Certains pavements révèlent des motifs figurés parfois typiques de la culture courtoise des laïcs et l'on trouve des peintures dont le langage repose principalement sur l'emploi de couleurs vives et de la représentation figurée . |
L'utilisation de verre incolore pour les vitraux ne semble pas constituer une règle intangible, des couleurs pouvant parfois être employées pour illustrer des scènes bibliques notamment. Dans le domaine de l'enluminure, le « style monochrome » disparaît dès les années 1180-1190 après son apogée des années 1160-1180. Relevés par les historiens de « l'art cistercien » du milieu du XXe siècle, ces écarts à la norme, qui se multiplient au fil du XIIIe siècle, ont d'abord été expliqués par une crise morale de l'Ordre qui aurait été victime de son succès à partir de la fin du XIIe siècle. Les multiples renouvellements des interdictions initiales au cours du XIIIe siècle sont alors interprétés comme des preuves de transgressions toujours plus généralisées.

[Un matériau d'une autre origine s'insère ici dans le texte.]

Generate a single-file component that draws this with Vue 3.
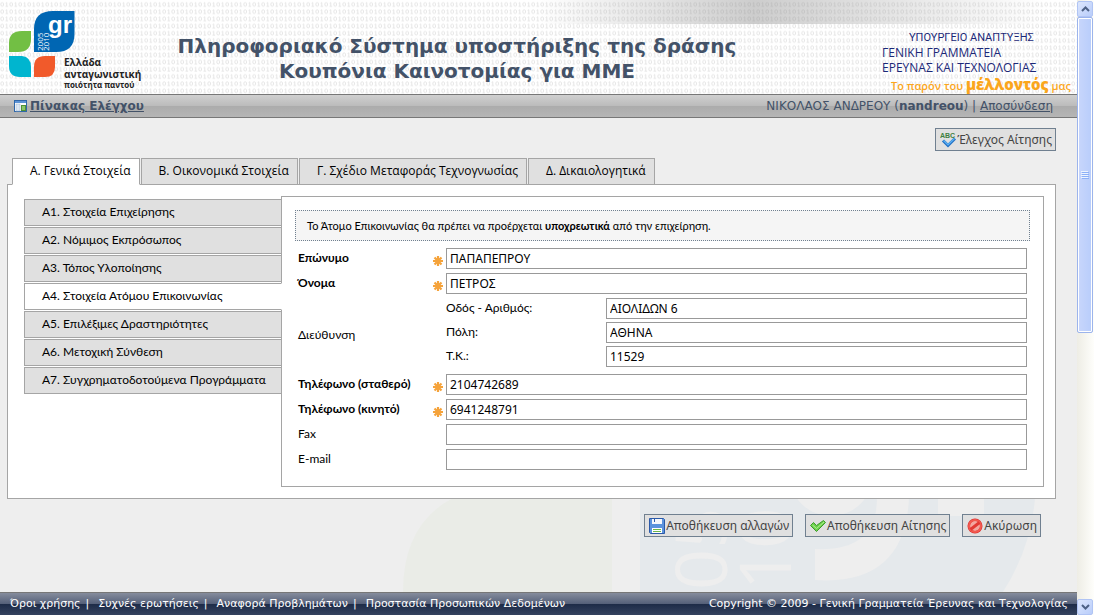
<script setup>
import { ref, reactive } from 'vue'

const tabs = ['Α. Γενικά Στοιχεία', 'Β. Οικονομικά Στοιχεία', 'Γ. Σχέδιο Μεταφοράς Τεχνογνωσίας', 'Δ. Δικαιολογητικά']
const sections = [
  'Α1. Στοιχεία Επιχείρησης',
  'Α2. Νόμιμος Εκπρόσωπος',
  'Α3. Τόπος Υλοποίησης',
  'Α4. Στοιχεία Ατόμου Επικοινωνίας',
  'Α5. Επιλέξιμες Δραστηριότητες',
  'Α6. Μετοχική Σύνθεση',
  'Α7. Συγχρηματοδοτούμενα Προγράμματα',
]
const links = ['Όροι χρήσης', 'Συχνές ερωτήσεις', 'Αναφορά Προβλημάτων', 'Προστασία Προσωπικών Δεδομένων']
const activeTab = ref(0)
const activeSection = ref(3)

const names = reactive([
  { id: 'surname', label: 'Επώνυμο', value: 'ΠΑΠΑΠΕΠΡΟΥ', required: true },
  { id: 'name', label: 'Όνομα', value: 'ΠΕΤΡΟΣ', required: true },
])
const address = reactive([
  { id: 'street', label: 'Οδός - Αριθμός:', value: 'ΑΙΟΛΙΔΩΝ 6' },
  { id: 'city', label: 'Πόλη:', value: 'ΑΘΗΝΑ' },
  { id: 'zip', label: 'Τ.Κ.:', value: '11529' },
])
const contacts = reactive([
  { id: 'phone', label: 'Τηλέφωνο (σταθερό)', value: '2104742689', required: true },
  { id: 'mobile', label: 'Τηλέφωνο (κινητό)', value: '6941248791', required: true },
  { id: 'fax', label: 'Fax', value: '', required: false },
  { id: 'email', label: 'E-mail', value: '', required: false },
])
</script>

<template>
  <div class="app">
    <div class="page">
      <header class="banner">
        <svg class="binary" width="100%" height="100%" aria-hidden="true">
          <defs>
            <pattern id="bits" width="9" height="7.2" patternUnits="userSpaceOnUse">
              <ellipse cx="2.2" cy="4.4" rx="1.4" ry="1.9" fill="none" stroke="#e4e4e4" stroke-width="0.9" />
              <path d="M5.6 3.2L6.8 2.5V6.3M5.5 6.4H8.1" fill="none" stroke="#e4e4e4" stroke-width="0.9" />
            </pattern>
          </defs>
          <rect width="100%" height="100%" fill="url(#bits)" />
        </svg>
        <div class="sheen"></div>
        <div class="logo">
          <svg width="68" height="70" viewBox="0 0 68 70" aria-hidden="true">
            <path d="M0 40V32Q0 20 13 20H22V28Q22 41 9 41H0Z" fill="#72bf44" />
            <path d="M25 41V18Q25 0 44 0H65.500V23Q65.500 41 47 41Z" fill="#0066b3" />
            <path d="M0 45H13Q22 46 22 56V66H11Q0 66 0 55Z" fill="#00b5cf" />
            <path d="M25 66V56Q25 45 36 45H46V56Q46 66 36 66Z" fill="#f15a2b" />
            <text x="39" y="22" class="logo-gr">gr</text>
            <text transform="translate(34 40) rotate(-90)" class="logo-year">2005</text>
            <text transform="translate(40 40) rotate(-90)" class="logo-year">2010</text>
          </svg>
          <p class="logo-text"><span>Ελλάδα</span><span>ανταγωνιστική</span><small>ποιότητα παντού</small></p>
        </div>
        <h1>Πληροφοριακό Σύστημα υποστήριξης της δράσης<br />Κουπόνια Καινοτομίας για ΜΜΕ</h1>
        <div class="ministry">
          <p class="ministry-top">ΥΠΟΥΡΓΕΙΟ ΑΝΑΠΤΥΞΗΣ</p>
          <p>ΓΕΝΙΚΗ ΓΡΑΜΜΑΤΕΙΑ</p>
          <p>ΕΡΕΥΝΑΣ ΚΑΙ ΤΕΧΝΟΛΟΓΙΑΣ</p>
          <p class="slogan">Το παρόν του <b>μέλλοντός</b> μας</p>
        </div>
      </header>

      <nav class="bar">
        <a href="#" class="dash">
          <svg width="14" height="14" viewBox="0 0 14 14" aria-hidden="true">
            <rect x="1.500" y="1.500" width="12" height="11" fill="#fff" stroke="#2f67a8" />
            <rect x="2" y="2" width="11" height="2" fill="#5c93d6" />
            <rect x="3" y="5" width="4" height="7" fill="#dbe6f2" stroke="#9db4cf" stroke-width="0.500" />
            <rect x="8.500" y="6.500" width="4" height="5" fill="#8cc66a" stroke="#4f9137" />
          </svg>
          <span>Πίνακας Ελέγχου</span>
        </a>
        <div class="user">ΝΙΚΟΛΑΟΣ ΑΝΔΡΕΟΥ (<b>nandreou</b>) | <a href="#">Αποσύνδεση</a></div>
      </nav>

      <main>
        <svg class="watermark" width="632" height="94" viewBox="0 0 632 94" aria-hidden="true">
          <path d="M0 94Q0 26 50 0H209V94Z" fill="#eaece7" />
          <path d="M237 0H632Q628 50 600 94H237Z" fill="#e5e9ec" />
          <ellipse cx="428" cy="-24" rx="42" ry="42" fill="#eeeeee" />
          <rect x="535" y="0" width="46" height="18" fill="#eeeeee" />
          <path d="M412 51V82Q502 88 506 0H474Q474 54 412 51Z" fill="#eeeeee" />
          <text transform="translate(324 92) rotate(-90)" class="mark-year">05</text>
          <text transform="translate(388 92) rotate(-90)" class="mark-year">10</text>
        </svg>

        <div class="tools">
          <button type="button">
            <svg width="16" height="16" viewBox="0 0 16 16" aria-hidden="true">
              <path d="M3 8.500L8 13.500L15 6.500" fill="none" stroke="#1f6fc4" stroke-width="3" />
              <path d="M3.500 8.500L8 12.800L14.500 6.500" fill="none" stroke="#5db0f2" stroke-width="1.400" />
              <text x="0" y="6" class="abc">ABC</text>
            </svg>
            Έλεγχος Αίτησης
          </button>
        </div>

        <div class="tabs" role="tablist">
          <button v-for="(t, i) in tabs" :key="t" type="button" role="tab" :aria-selected="i === activeTab" :class="{ on: i === activeTab }" @click="activeTab = i">{{ t }}</button>
        </div>

        <div class="panel">
          <div class="side" role="tablist">
            <button v-for="(s, i) in sections" :key="s" type="button" role="tab" :aria-selected="i === activeSection" :class="{ on: i === activeSection }" @click="activeSection = i">{{ s }}</button>
          </div>
          <form class="form" @submit.prevent>
            <p class="notice">Το Άτομο Επικοινωνίας θα πρέπει να προέρχεται <b>υποχρεωτικά</b> από την επιχείρηση.</p>
            <div v-for="f in names" :key="f.id" class="row">
              <label :for="f.id" class="bold">{{ f.label }}</label>
              <svg class="star" width="10" height="10" viewBox="0 0 10 10" aria-hidden="true"><path d="M5 0V10M0 5H10M1.500 1.500L8.500 8.500M8.500 1.500L1.500 8.500" stroke="#f5a33b" stroke-width="2.200" /></svg>
              <input :id="f.id" v-model="f.value" type="text" />
            </div>
            <fieldset class="row address">
              <span class="group">Διεύθυνση</span>
              <div class="stack">
                <div v-for="f in address" :key="f.id" class="sub">
                  <label :for="f.id">{{ f.label }}</label>
                  <input :id="f.id" v-model="f.value" type="text" />
                </div>
              </div>
            </fieldset>
            <div v-for="f in contacts" :key="f.id" class="row">
              <label :for="f.id" :class="{ bold: f.required }">{{ f.label }}</label>
              <svg v-if="f.required" class="star" width="10" height="10" viewBox="0 0 10 10" aria-hidden="true"><path d="M5 0V10M0 5H10M1.500 1.500L8.500 8.500M8.500 1.500L1.500 8.500" stroke="#f5a33b" stroke-width="2.200" /></svg>
              <input :id="f.id" v-model="f.value" type="text" />
            </div>
          </form>
        </div>

        <div class="actions">
          <button type="button">
            <svg width="16" height="16" viewBox="0 0 16 16" aria-hidden="true">
              <path d="M0.500 0.500H14.500L15.500 1.500V15.500H1.500L0.500 14.500Z" fill="#5b93dd" stroke="#2a59a8" />
              <rect x="3" y="1" width="10" height="5" fill="#f4f7fc" />
              <rect x="5" y="1" width="1" height="3" fill="#2a59a8" />
              <rect x="3" y="10" width="10" height="5" fill="#fff" />
              <path d="M4 11.500H12M4 13.500H12" stroke="#6cb64a" />
            </svg>
            Αποθήκευση αλλαγών
          </button>
          <button type="button">
            <svg width="16" height="16" viewBox="0 0 16 16" aria-hidden="true">
              <path d="M0.500 7.500L3.500 4.500L6.500 7.500L13.500 2.500L15.500 4.500L6.500 13.500Z" fill="#6ad04a" stroke="#3d9a2b" />
              <path d="M2.500 7L6.500 10.500L14 4" fill="none" stroke="#b2ee92" />
            </svg>
            Αποθήκευση Αίτησης
          </button>
          <button type="button">
            <svg width="16" height="16" viewBox="0 0 16 16" aria-hidden="true">
              <circle cx="8" cy="8" r="7.500" fill="#d92b2b" />
              <circle cx="8" cy="8" r="5" fill="#f3a8a0" />
              <circle cx="8" cy="8" r="6" fill="none" stroke="#f25a50" stroke-width="2" />
              <path d="M3.500 11.500L12.500 4.500" stroke="#e23a34" stroke-width="3" />
            </svg>
            Ακύρωση
          </button>
        </div>
      </main>

      <footer>
        <nav class="links">
          <template v-for="(l, i) in links" :key="l"><a href="#">{{ l }}</a><i v-if="i < links.length - 1">|</i></template>
        </nav>
        <span>Copyright © 2009 - Γενική Γραμματεία Έρευνας και Τεχνολογίας</span>
      </footer>
    </div>

    <div class="scroll" aria-hidden="true">
      <div class="arrow"><svg width="9" height="6" viewBox="0 0 9 6"><path d="M1 5L4.500 1.500L8 5" fill="none" stroke="#4d6185" stroke-width="2" /></svg></div>
      <div class="thumb"><svg width="8" height="8" viewBox="0 0 8 8"><path d="M0 0.500H7M0 2.500H7M0 4.500H7M0 6.500H7" stroke="#eef4fe" /><path d="M1 1.500H8M1 3.500H8M1 5.500H8M1 7.500H8" stroke="#8cb0f8" /></svg></div>
      <div class="track"></div>
      <div class="arrow"><svg width="9" height="6" viewBox="0 0 9 6"><path d="M1 1L4.500 4.500L8 1" fill="none" stroke="#4d6185" stroke-width="2" /></svg></div>
    </div>
  </div>
</template>

<style>
body { margin: 0; }
</style>

<style scoped>
* { box-sizing: border-box; }
.app {
  display: grid;
  grid-template-columns: 1fr 17px;
  min-height: 100vh;
  background: #eeeeee;
  font-family: Lato, "Open Sans", sans-serif;
  font-size: 12px;
  color: #000;
}
.page { display: flex; flex-direction: column; min-width: 0; }
p, h1 { margin: 0; }
button, input { font: inherit; color: inherit; border-radius: 0; }

.banner {
  position: relative;
  display: grid;
  grid-template-columns: 160px 1fr 323px;
  height: 94px;
  background: #fff;
}
.binary, .sheen { position: absolute; top: 0; left: 0; }
.sheen {
  width: 100%;
  height: 24px;
  background: linear-gradient(90deg, transparent 50%, rgba(130, 130, 130, 0.4) 70%, rgba(150, 150, 150, 0.3) 80%, transparent 97%);
}
.logo, h1, .ministry { position: relative; }
.logo { display: flex; padding: 11px 0 0 9px; }
.logo svg { flex: none; }
.logo-text {
  display: flex;
  flex-direction: column;
  align-self: flex-start;
  margin: 45px 0 0 -13px;
  font: bold 10px/12px "Open Sans", sans-serif;
  color: #222;
}
.logo-text small { font-size: 8px; line-height: 10px; white-space: nowrap; }
.logo-gr { font: bold 24px "Liberation Sans", sans-serif; fill: #fff; }
.logo-year { font: 8px "Open Sans", sans-serif; fill: #fff; }
h1 {
  display: flex;
  justify-content: center;
  padding: 34px 0 0;
  text-align: center;
  white-space: nowrap;
  font: bold 20px/25px "DejaVu Sans", sans-serif;
  color: #435268;
}
.ministry { padding: 30px 0 0 128px; font-family: "Open Sans", sans-serif; font-size: 12px; line-height: 15px; color: #1b2878; white-space: nowrap; }
.ministry .ministry-top { padding-left: 27px; font-family: Roboto, sans-serif; font-size: 11px; }
.ministry .slogan { padding-left: 9px; line-height: 19px; font-size: 11px; font-weight: 600; color: #fba61c; }
.slogan b { font-size: 15px; }

.bar {
  display: flex;
  justify-content: space-between;
  align-items: center;
  height: 24px;
  padding: 0 24px 0 13px;
  border: solid #777;
  border-width: 1px 0;
  background: linear-gradient(#d0d0d0, #bcbcbc 48%, #acacac 52%, #b5b5b5);
  font-family: "DejaVu Sans", sans-serif;
  font-size: 12px;
  color: #435268;
}
.bar a { color: #435268; }
.dash { display: flex; align-items: center; gap: 3px; font-weight: bold; }

main { position: relative; flex: 1; padding: 10px 21px 0 7px; }
.watermark { position: absolute; left: 403px; bottom: 0; }
.mark-year { font: 72px "Open Sans", sans-serif; fill: #eeeeee; }
.tools, .actions { position: relative; display: flex; justify-content: flex-end; }
.tools button, .actions button {
  display: flex;
  align-items: center;
  gap: 1px;
  height: 23px;
  padding: 0 3px 0 4px;
  border: 1px solid #708090;
  background: #e0e0e0;
  font-family: "Noto Sans", sans-serif;
  font-size: 12px;
  color: #444;
  white-space: nowrap;
}
.abc { font: bold 7px "Liberation Sans", sans-serif; fill: #3f7f3f; }
.actions { gap: 12px; padding: 15px 15px 0 0; }

.tabs { position: relative; z-index: 1; display: flex; gap: 1px; margin: 7px 0 -1px 5px; }
.tabs button, .side button {
  height: 27px;
  padding: 0 8px 2px 17px;
  border: 1px solid #a5a5a5;
  background: #e0e0e0;
  white-space: nowrap;
}
.tabs button { font-family: "Open Sans", sans-serif; }
.tabs button.on { background: #fff; border-bottom-color: #fff; }
.panel {
  position: relative;
  display: flex;
  padding: 11px 11px 11px 16px;
  border: 1px solid #a5a5a5;
  background: #fff;
}
.side { position: relative; z-index: 1; display: flex; flex-direction: column; gap: 1px; width: 258px; margin: 3px -1px 0 0; }
.side button { text-align: left; }
.side button.on { background: #fff; border-right-color: #fff; }
.form { flex: 1; min-width: 0; padding: 13px 13px 12px; border: 1px solid #a5a5a5; }
.notice {
  padding: 0 11px;
  margin-bottom: 7px;
  border: 1px dotted #708090;
  background: #f5f5f5;
  font-size: 11px;
  line-height: 29px;
}
.row {
  display: grid;
  grid-template-columns: 135px 13px 1fr;
  align-items: center;
  margin: 0 3px 4px;
  padding: 0;
  border: 0;
}
.row > input { grid-column: 3; }
.row label { padding-top: 1px; line-height: 18px; align-self: start; }
.bold { font-weight: bold; }
.star { margin-top: 5px; }
.stack { grid-column: 3; display: grid; gap: 3px; padding-bottom: 3px; }
.sub { display: grid; grid-template-columns: 160px 1fr; }
input { width: 100%; height: 21px; padding: 0 3px; border: 1px solid #999; background: #fff; font-family: "Noto Sans", sans-serif; }

footer {
  display: flex;
  justify-content: space-between;
  align-items: center;
  height: 23px;
  padding: 0 9px 2px 10px;
  border-top: 1px solid #777;
  background: linear-gradient(#858c9c, #56617a 48%, #1e2c48 52%, #34425f);
  font-family: "DejaVu Sans", sans-serif;
  font-size: 11px;
  color: #fff;
  position: relative;
}
.links { display: flex; }
.links a { color: #fff; text-decoration: none; }
.links i { font-style: normal; margin: 0 9px 0 5px; }

.scroll { display: flex; flex-direction: column; padding: 1px 1px 0 0; background: linear-gradient(90deg, #eeede5, #fefefb); }
.arrow {
  display: flex;
  align-items: center;
  justify-content: center;
  height: 16px;
  border: 1px solid #b0c4f4;
  border-radius: 2px;
  background: linear-gradient(135deg, #dce6fd, #b9cdfa);
}
.thumb {
  display: flex;
  align-items: center;
  justify-content: center;
  flex: 315 0 0;
  border: 1px solid #9cb4ec;
  border-radius: 2px;
  box-shadow: inset 0 0 0 1px #fff;
  background: linear-gradient(90deg, #c8d6fb, #b8cdfb);
}
.track { flex: 267 0 0; }
</style>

Des études récentes viennent cependant remettre en question le schéma chronologique d'un aniconisme cistercien rigoureux au XIIe siècle suivi d'une longue période de décadence. En effet, certains cas, notamment celui de l'Aragon au XIVe siècle, prouvent que les cisterciens peuvent respecter les principes du dépouillement volontaire dans l'architecture à des époques tardives. Ces nouvelles approches historiques mettent en garde contre l'idée d'un déclin moral et proposent une vision plus équilibrée des rapports de force entre tendances centripètes et centrifuges au sein de l'Ordre dès le XIIe siècle. Elles réfutent ainsi l'idée d'un « art cistercien » qui impliquerait une uniformité absolue dans les abbayes de l'Ordre dictée par la pensée de Bernard de Clairvaux et les interdits formulés par le Chapitre Général. Les spécialistes préfèrent désormais se référer à un « art des cisterciens » qui ne repose pas sur des innovations spécifiques mais sur des choix assez variés, effectués entre les diverses solutions disponibles localement et celles que prescrivait le Chapitre Général.
Ce débat ne se limite d'ailleurs pas au monde cistercien et se produit également dans d'autres cercles intellectuels et religieux du XIIe siècle. Ainsi dans les années 1130, le maître scolastique Abélard[11] rejoint Bernard de Clairvaux, pourtant son plus virulent contradicteur, au sujet de l'interdiction des peintures et des sculptures en contexte monastique dans la Règle qu'il propose à son ancienne maîtresse Héloïse[12] pour son abbaye féminine du Paraclet. Le destinataire de l'Apologie, l'évêque Guillaume de Saint-Thierry[13] , un ancien moine bénédictin, sympathisant de la réforme monastique, engage à son tour les chartreux à rejeter de leurs monastères les œuvres d'art et même la beauté en général dans sa Lettre aux frères du Mont-Dieu, peu après 1144. Le chanoine Hugues de Fouilloy[14] tient un discours similaire vers 1153, dans son traité allégorique Le cloître de l'âme , un des ouvrages les plus lus par les moines du Moyen Âge, qui met en relation l'architecture monastique et la spiritualité. Lui aussi appelle au rejet des images, c'est-à-dire avant tout de la sculpture sur les édifices, au nom du refus du luxe pour les communautés religieuses, mais il est prêt à les tolérer lorsqu'elles servent à faire de la pédagogie auprès du peuple. Dans tous les cas, il ne s'agit donc pas d'un rejet dogmatique de l'image dans les pratiques religieuses, mais de réflexions sur une possible contradiction entre la richesse des bâtiments religieux et les aspirations à l'ascétisme du monachisme. Les auteurs les plus critiques de l'emploi des images ne peuvent donc pas être soupçonnés d'iconoclasme.
Il faut ainsi abandonner l'idée d'un iconoclasme des cisterciens et même d'une tradition artistique strictement aniconique. L'idéal de dépouillement volontaire qui transparaît dans certains de leurs écrits théoriques et normatifs du XIIe siècle a cependant marqué durablement leurs pratiques artistiques. Les productions de l'Ordre sont souvent caractérisées par une tendance à l'aniconisme et une certaine prévention à l'encontre des représentations figurées, notamment à l'intérieur des cloîtres et des églises abbatiales. Elles témoignent d'une volonté d'afficher des signes extérieurs de pauvreté dans un contexte de polémique monastique où les cisterciens veulent s'imposer comme les champions de l'ascétisme. Mais ces orientations ne prévalent jamais unanimement et rigoureusement dans l'ensemble de l'Ordre au XIIe siècle et sont de moins en moins observées au cours du Moyen Âge tardif, lorsque le débat entre ancien et nouveau monachisme devient caduc en raison de l'apparition des ordres mendiants[15].